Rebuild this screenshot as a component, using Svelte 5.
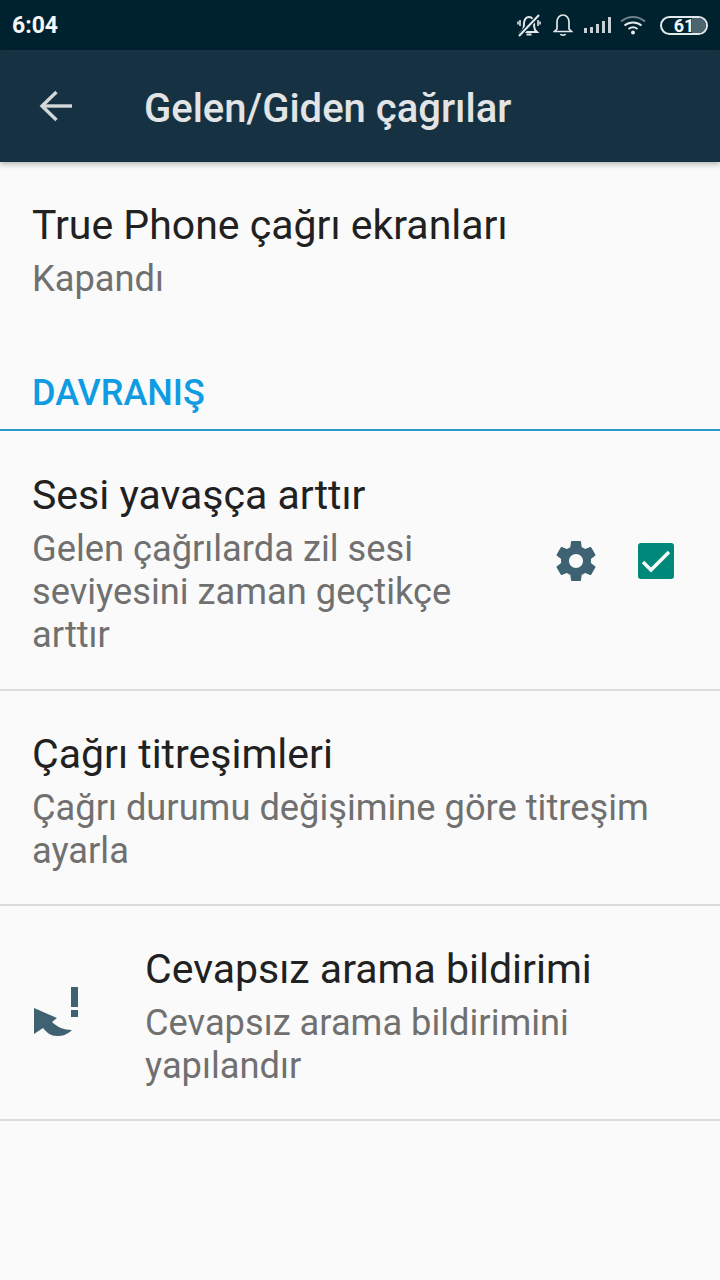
<script>
    const rows = [
        { title: "Sesi yavaşça arttır", lines: ["Gelen çağrılarda zil sesi", "seviyesini zaman geçtikçe", "arttır"], controls: true, tall: true },
        { title: "Çağrı titreşimleri", lines: ["Çağrı durumu değişimine göre titreşim", "ayarla"] },
        { title: "Cevapsız arama bildirimi", lines: ["Cevapsız arama bildirimini", "yapılandır"], icon: true }
    ];
</script>

<div class="screen">
    <div class="status">
        <span class="time">6:04</span>
        <div class="status-icons">
            <svg width="26" height="26" viewBox="0 0 26 26" fill="none" stroke="#e3e8ea" stroke-width="2">
                <path d="M7 18c1-2 1-4 1-7 0-3 2-6 5-6s5 3 5 6c0 3 0 5 1 7l2 2H5z" />
                <path d="M10.500 22.500h5" />
                <path d="M4 8v6M2 9.500v3M22 8v6M24 9.500v3" stroke-width="1.600" />
                <path d="M3 24 23 3" stroke="#00222f" stroke-width="4.500" />
                <path d="M3 24 23 3" />
            </svg>
            <svg class="bell" width="20" height="24" viewBox="0 0 20 24" fill="none" stroke="#e3e8ea" stroke-width="1.700">
                <path d="M4 16V9c0-4 2.500-7 6-7s6 3 6 7v7l2.500 2.500h-17z" />
                <path d="M7.500 21c.5 1.500 4.500 1.500 5 0" />
            </svg>
            <div class="signal">
                <i style="height: 5px"></i>
                <i style="height: 6px"></i>
                <i style="height: 9px"></i>
                <i style="height: 12px"></i>
                <i style="height: 16px"></i>
            </div>
            <svg class="wifi" width="26" height="20" viewBox="0 0 26 20" fill="none">
                <path d="M1 6.500c7-6 17-6 24 0" stroke="#6f8188" stroke-width="2" />
                <path d="M4.500 10.500c5-4 12-4 17 0" stroke="#e3e8ea" stroke-width="2" />
                <path d="M8.500 14c3-2.300 6-2.300 9 0" stroke="#e3e8ea" stroke-width="2" />
                <circle cx="13" cy="17.500" r="2" fill="#e3e8ea" />
            </svg>
            <div class="battery">
                <span>61</span>
            </div>
        </div>
    </div>

    <header class="toolbar">
        <svg class="back" width="34" height="32" viewBox="0 0 34 32" fill="none" stroke="#d3d7d9" stroke-width="3.400">
            <path d="M33 16H3" />
            <path d="M17.500 2 3 16l14.500 14" />
        </svg>
        <h1>Gelen/Giden çağrılar</h1>
    </header>

    <div class="first-row">
        <div class="title">True Phone çağrı ekranları</div>
        <div class="sub">Kapandı</div>
    </div>

    <div class="section-head">DAVRANIŞ</div>

    {#each rows as row}
        <div class="row" class:tall={row.tall}>
            {#if row.icon}
                <svg class="missed" width="46" height="52" viewBox="0 0 46 52" fill="#3f6273">
                    <rect x="37" y="0" width="7" height="20" />
                    <rect x="37" y="23" width="7" height="7" />
                    <path d="M0 21 23 31 18 35C23 40 30 43 38 43 33 48 28 49 23 49 17 49 13 46 9 41L0 47z" />
                </svg>
            {/if}
            <div class="text">
                <div class="title">{row.title}</div>
                {#each row.lines as line}
                    <div class="sub">{line}</div>
                {/each}
            </div>
            {#if row.controls}
                <div class="controls">
                    <svg width="48" height="48" viewBox="0 0 24 24" fill="#3f6273">
                        <path d="M19.430 12.980c.04-.32.070-.64.070-.98s-.03-.66-.07-.98l2.110-1.650c.19-.15.240-.42.120-.64l-2-3.460c-.12-.22-.39-.3-.61-.22l-2.490 1c-.52-.4-1.080-.73-1.690-.98l-.38-2.650C14.460 2.180 14.250 2 14 2h-4c-.25 0-.46.180-.49.420l-.38 2.650c-.61.250-1.170.590-1.690.980l-2.490-1c-.23-.09-.49 0-.61.220l-2 3.460c-.13.220-.07.490.12.640l2.110 1.650c-.04.320-.07.650-.07.980s.03.660.07.980l-2.110 1.650c-.19.150-.24.420-.12.640l2 3.460c.12.220.39.300.61.220l2.490-1c.52.400 1.080.730 1.690.980l.38 2.650c.03.240.24.420.49.420h4c.25 0 .46-.18.490-.42l.38-2.650c.61-.25 1.170-.59 1.690-.98l2.490 1c.23.090.49 0 .61-.22l2-3.460c.12-.22.070-.49-.12-.64l-2.110-1.650zM12 15.500c-1.930 0-3.500-1.570-3.500-3.500s1.570-3.500 3.500-3.500 3.500 1.570 3.500 3.500-1.570 3.500-3.500 3.500z" />
                    </svg>
                    <div class="check">
                        <svg width="36" height="36" viewBox="0 0 36 36" fill="none" stroke="#fafafa" stroke-width="3.400">
                            <path d="M5 19l8 8L31 9" />
                        </svg>
                    </div>
                </div>
            {/if}
        </div>
    {/each}
</div>

<style>
    :global(body) {
        margin: 0;
        background: #fafafa;
    }

    .screen {
        width: 720px;
        height: 1280px;
        overflow: hidden;
        background: #fafafa;
        font-family: Roboto, sans-serif;
    }

    .status {
        height: 50px;
        background: #00222f;
        display: flex;
        align-items: center;
        justify-content: space-between;
        padding: 0 12px;
        box-sizing: border-box;
    }

    .time {
        color: #f4f6f7;
        font-size: 23px;
        font-weight: 700;
    }

    .status-icons {
        display: flex;
        align-items: center;
        gap: 11px;
    }

    .signal {
        display: flex;
        align-items: flex-end;
        gap: 3px;
        height: 18px;
        margin-bottom: 2px;
    }

    .signal i {
        width: 3px;
        background: #c9d0d3;
    }

    .wifi {
        margin: 0 3px 0 -2px;
    }

    .battery {
        position: relative;
        width: 44px;
        height: 15px;
        border: 2px solid #e3e8ea;
        border-radius: 10px;
        overflow: hidden;
        display: flex;
        align-items: center;
        justify-content: center;
    }

    .battery::after {
        content: "";
        position: absolute;
        right: 0;
        top: 0;
        bottom: 0;
        width: 32%;
        background: #4c6470;
    }

    .battery span {
        position: relative;
        z-index: 1;
        color: #f4f6f7;
        font-size: 18px;
        font-weight: 700;
        line-height: 15px;
    }

    .toolbar {
        height: 112px;
        background: #163242;
        display: flex;
        align-items: center;
        padding-left: 39px;
        box-sizing: border-box;
        box-shadow: 0 2px 6px rgba(0, 0, 0, 0.3);
        position: relative;
    }

    .back {
        flex: none;
    }

    h1 {
        margin: 4px 0 0 71px;
        color: #e2e4e5;
        font-size: 40px;
        font-weight: 500;
    }

    .first-row {
        padding: 39px 32px 0;
        height: 163px;
        box-sizing: border-box;
    }

    .section-head {
        height: 106px;
        box-sizing: border-box;
        padding: 48px 32px 0;
        color: #0f9ce2;
        font-size: 36px;
        font-weight: 500;
        line-height: 40px;
        border-bottom: 2px solid #2a9ac9;
    }

    .row {
        display: flex;
        align-items: center;
        padding: 0 33px 0 32px;
        box-sizing: border-box;
        border-bottom: 2px solid #dcdcdc;
        height: 215px;
    }

    .row.tall {
        height: 260px;
    }

    .text {
        flex: 1;
        padding-top: 6px;
    }

    .title {
        color: #212121;
        font-size: 41px;
        line-height: 48px;
    }

    .sub {
        color: #707070;
        font-size: 36.25px;
        line-height: 43px;
    }

    .first-row .sub {
        margin-top: 8px;
    }

    .text .title {
        margin-bottom: 8px;
    }

    .missed {
        flex: none;
        margin: 0 65px 0 2px;
    }

    .controls {
        display: flex;
        align-items: center;
        gap: 38px;
        margin: 1px 13px 0 0;
    }

    .check {
        width: 36px;
        height: 36px;
        border-radius: 3px;
        background: #00897b;
    }

    .check svg {
        display: block;
    }
</style>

:::::

Ignore the images and quote every line of the listing exactly.

Rebuild this screenshot as a component, using Svelte 5.
<script>
    const rows = [
        { title: "Sesi yavaşça arttır", lines: ["Gelen çağrılarda zil sesi", "seviyesini zaman geçtikçe", "arttır"], controls: true, tall: true },
        { title: "Çağrı titreşimleri", lines: ["Çağrı durumu değişimine göre titreşim", "ayarla"] },
        { title: "Cevapsız arama bildirimi", lines: ["Cevapsız arama bildirimini", "yapılandır"], icon: true }
    ];
</script>

<div class="screen">
    <div class="status">
        <span class="time">6:04</span>
        <div class="status-icons">
            <svg width="26" height="26" viewBox="0 0 26 26" fill="none" stroke="#e3e8ea" stroke-width="2">
                <path d="M7 18c1-2 1-4 1-7 0-3 2-6 5-6s5 3 5 6c0 3 0 5 1 7l2 2H5z" />
                <path d="M10.500 22.500h5" />
                <path d="M4 8v6M2 9.500v3M22 8v6M24 9.500v3" stroke-width="1.600" />
                <path d="M3 24 23 3" stroke="#00222f" stroke-width="4.500" />
                <path d="M3 24 23 3" />
            </svg>
            <svg class="bell" width="20" height="24" viewBox="0 0 20 24" fill="none" stroke="#e3e8ea" stroke-width="1.700">
                <path d="M4 16V9c0-4 2.500-7 6-7s6 3 6 7v7l2.500 2.500h-17z" />
                <path d="M7.500 21c.5 1.500 4.500 1.500 5 0" />
            </svg>
            <div class="signal">
                <i style="height: 5px"></i>
                <i style="height: 6px"></i>
                <i style="height: 9px"></i>
                <i style="height: 12px"></i>
                <i style="height: 16px"></i>
            </div>
            <svg class="wifi" width="26" height="20" viewBox="0 0 26 20" fill="none">
                <path d="M1 6.500c7-6 17-6 24 0" stroke="#6f8188" stroke-width="2" />
                <path d="M4.500 10.500c5-4 12-4 17 0" stroke="#e3e8ea" stroke-width="2" />
                <path d="M8.500 14c3-2.300 6-2.300 9 0" stroke="#e3e8ea" stroke-width="2" />
                <circle cx="13" cy="17.500" r="2" fill="#e3e8ea" />
            </svg>
            <div class="battery">
                <span>61</span>
            </div>
        </div>
    </div>

    <header class="toolbar">
        <svg class="back" width="34" height="32" viewBox="0 0 34 32" fill="none" stroke="#d3d7d9" stroke-width="3.400">
            <path d="M33 16H3" />
            <path d="M17.500 2 3 16l14.500 14" />
        </svg>
        <h1>Gelen/Giden çağrılar</h1>
    </header>

    <div class="first-row">
        <div class="title">True Phone çağrı ekranları</div>
        <div class="sub">Kapandı</div>
    </div>

    <div class="section-head">DAVRANIŞ</div>

    {#each rows as row}
        <div class="row" class:tall={row.tall}>
            {#if row.icon}
                <svg class="missed" width="46" height="52" viewBox="0 0 46 52" fill="#3f6273">
                    <rect x="37" y="0" width="7" height="20" />
                    <rect x="37" y="23" width="7" height="7" />
                    <path d="M0 21 23 31 18 35C23 40 30 43 38 43 33 48 28 49 23 49 17 49 13 46 9 41L0 47z" />
                </svg>
            {/if}
            <div class="text">
                <div class="title">{row.title}</div>
                {#each row.lines as line}
                    <div class="sub">{line}</div>
                {/each}
            </div>
            {#if row.controls}
                <div class="controls">
                    <svg width="48" height="48" viewBox="0 0 24 24" fill="#3f6273">
                        <path d="M19.430 12.980c.04-.32.070-.64.070-.98s-.03-.66-.07-.98l2.110-1.650c.19-.15.240-.42.120-.64l-2-3.460c-.12-.22-.39-.3-.61-.22l-2.490 1c-.52-.4-1.080-.73-1.690-.98l-.38-2.650C14.460 2.180 14.250 2 14 2h-4c-.25 0-.46.180-.49.420l-.38 2.650c-.61.250-1.170.590-1.690.980l-2.490-1c-.23-.09-.49 0-.61.220l-2 3.460c-.13.220-.07.490.12.640l2.110 1.650c-.04.320-.07.650-.07.980s.03.660.07.980l-2.110 1.650c-.19.150-.24.420-.12.640l2 3.460c.12.220.39.300.61.220l2.490-1c.52.400 1.080.730 1.690.980l.38 2.650c.03.240.24.420.49.420h4c.25 0 .46-.18.490-.42l.38-2.650c.61-.25 1.170-.59 1.690-.98l2.490 1c.23.090.49 0 .61-.22l2-3.460c.12-.22.070-.49-.12-.64l-2.110-1.650zM12 15.500c-1.930 0-3.500-1.570-3.500-3.500s1.570-3.500 3.500-3.500 3.500 1.570 3.500 3.500-1.570 3.500-3.500 3.500z" />
                    </svg>
                    <div class="check">
                        <svg width="36" height="36" viewBox="0 0 36 36" fill="none" stroke="#fafafa" stroke-width="3.400">
                            <path d="M5 19l8 8L31 9" />
                        </svg>
                    </div>
                </div>
            {/if}
        </div>
    {/each}
</div>

<style>
    :global(body) {
        margin: 0;
        background: #fafafa;
    }

    .screen {
        width: 720px;
        height: 1280px;
        overflow: hidden;
        background: #fafafa;
        font-family: Roboto, sans-serif;
    }

    .status {
        height: 50px;
        background: #00222f;
        display: flex;
        align-items: center;
        justify-content: space-between;
        padding: 0 12px;
        box-sizing: border-box;
    }

    .time {
        color: #f4f6f7;
        font-size: 23px;
        font-weight: 700;
    }

    .status-icons {
        display: flex;
        align-items: center;
        gap: 11px;
    }

    .signal {
        display: flex;
        align-items: flex-end;
        gap: 3px;
        height: 18px;
        margin-bottom: 2px;
    }

    .signal i {
        width: 3px;
        background: #c9d0d3;
    }

    .wifi {
        margin: 0 3px 0 -2px;
    }

    .battery {
        position: relative;
        width: 44px;
        height: 15px;
        border: 2px solid #e3e8ea;
        border-radius: 10px;
        overflow: hidden;
        display: flex;
        align-items: center;
        justify-content: center;
    }

    .battery::after {
        content: "";
        position: absolute;
        right: 0;
        top: 0;
        bottom: 0;
        width: 32%;
        background: #4c6470;
    }

    .battery span {
        position: relative;
        z-index: 1;
        color: #f4f6f7;
        font-size: 18px;
        font-weight: 700;
        line-height: 15px;
    }

    .toolbar {
        height: 112px;
        background: #163242;
        display: flex;
        align-items: center;
        padding-left: 39px;
        box-sizing: border-box;
        box-shadow: 0 2px 6px rgba(0, 0, 0, 0.3);
        position: relative;
    }

    .back {
        flex: none;
    }

    h1 {
        margin: 4px 0 0 71px;
        color: #e2e4e5;
        font-size: 40px;
        font-weight: 500;
    }

    .first-row {
        padding: 39px 32px 0;
        height: 163px;
        box-sizing: border-box;
    }

    .section-head {
        height: 106px;
        box-sizing: border-box;
        padding: 48px 32px 0;
        color: #0f9ce2;
        font-size: 36px;
        font-weight: 500;
        line-height: 40px;
        border-bottom: 2px solid #2a9ac9;
    }

    .row {
        display: flex;
        align-items: center;
        padding: 0 33px 0 32px;
        box-sizing: border-box;
        border-bottom: 2px solid #dcdcdc;
        height: 215px;
    }

    .row.tall {
        height: 260px;
    }

    .text {
        flex: 1;
        padding-top: 6px;
    }

    .title {
        color: #212121;
        font-size: 41px;
        line-height: 48px;
    }

    .sub {
        color: #707070;
        font-size: 36.25px;
        line-height: 43px;
    }

    .first-row .sub {
        margin-top: 8px;
    }

    .text .title {
        margin-bottom: 8px;
    }

    .missed {
        flex: none;
        margin: 0 65px 0 2px;
    }

    .controls {
        display: flex;
        align-items: center;
        gap: 38px;
        margin: 1px 13px 0 0;
    }

    .check {
        width: 36px;
        height: 36px;
        border-radius: 3px;
        background: #00897b;
    }

    .check svg {
        display: block;
    }
</style>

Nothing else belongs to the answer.